Quand Philippe Presles s’électrocute en bricolant, que le haut de son corps est paralysé par le courant électrique, une petite voix calme et déterminée, qu’il reconnaît comme la sienne, lui enjoint de se servir de ses jambes encore mobiles pour s’échapper ; ce qu’il fait avec succès. Au-delà de ces expériences exceptionnelles (dont la similarité des récits est troublante), la conscience, interface autant qu’outil de régulation de nos comportements, nous rend acteur de notre propre vie et peut nous ouvrir vers une plus grande liberté à condition de savoir nous en servir.

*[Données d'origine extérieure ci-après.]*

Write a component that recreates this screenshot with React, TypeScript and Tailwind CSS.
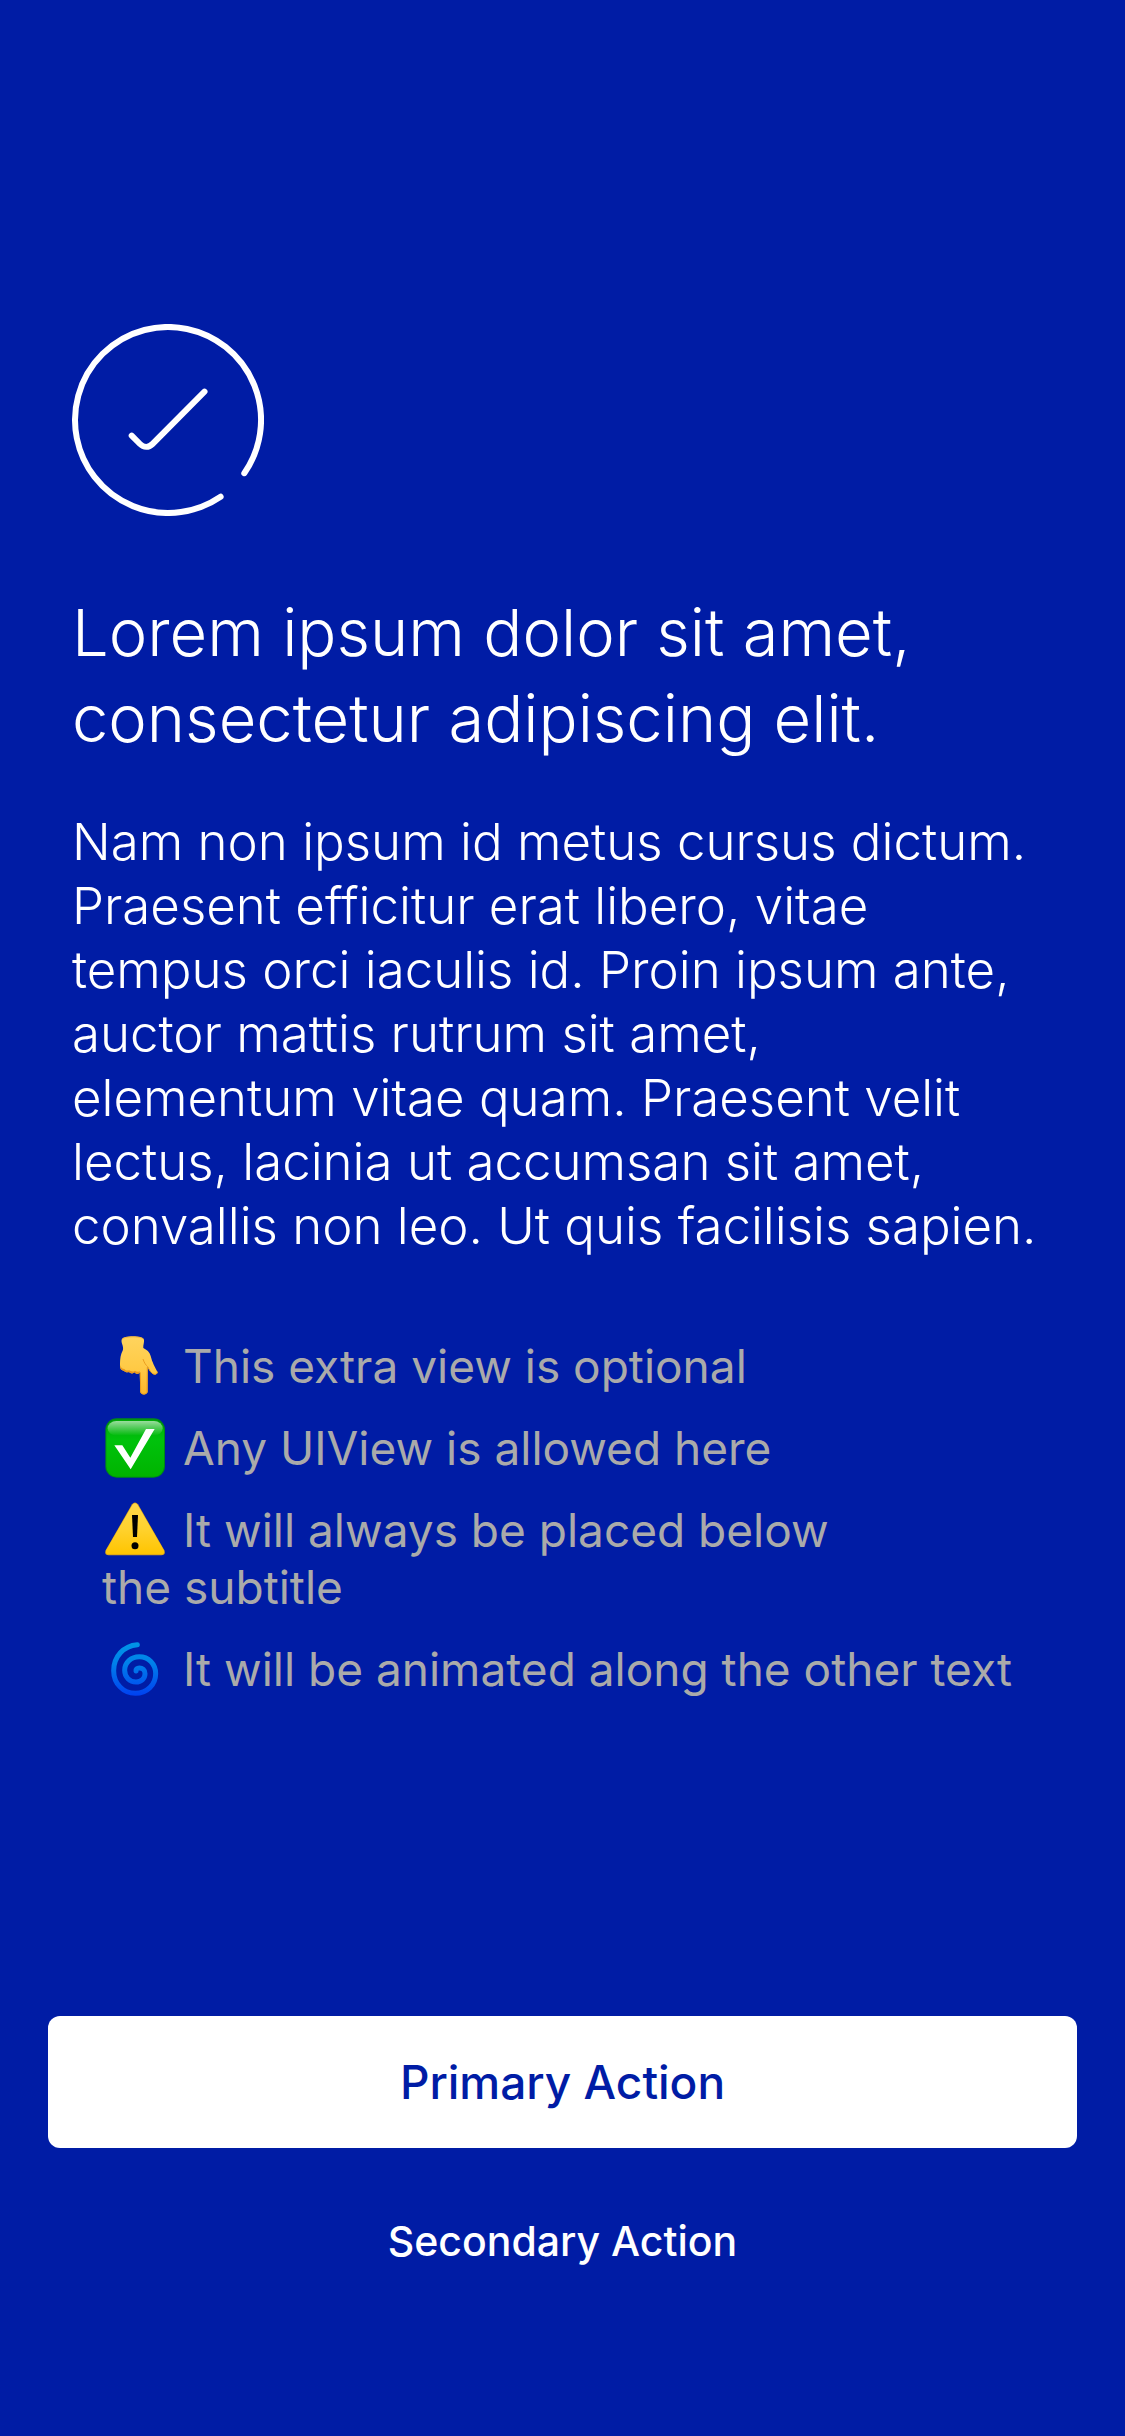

L’auteur illustre et étaye son hypothèse d’histoires et de témoignages, de Tim Guénard à Bernard Giraudeau en passant par Mathieu Ricard ou Viktor Frankl, psychiatre rescapé de la Shoah, concepteur de la logothérapie (psychothérapie destinée à responsabiliser l’homme sur le sens de sa vie dans les moments d’épanouissement comme dans les épreuves), de données d’études de psychologie expérimentale passionnantes comme celle de Stanley Milgram, particulièrement éclairantes sur les ratés et les pièges de la conscience.
On l’aura compris, pour Philippe Presles, la conscience n’est pas pure abstraction. À nous d’en explorer et d’en exploiter toutes les facettes et les potentiels. Un plaidoyer pour la lucidité, la constance dans les actions, la valorisation de l’effort, gage de la responsabilisation de chacun. Bref, nous sommes ce que nous faisons, nous dit explicitement Philippe Presles.
Philippe Presles, « Tout ce qui n’intéressait pas Freud - L’éveil à la conscience et à ses merveilleux pouvoirs », Robert Laffont, 330 p., 20 euros.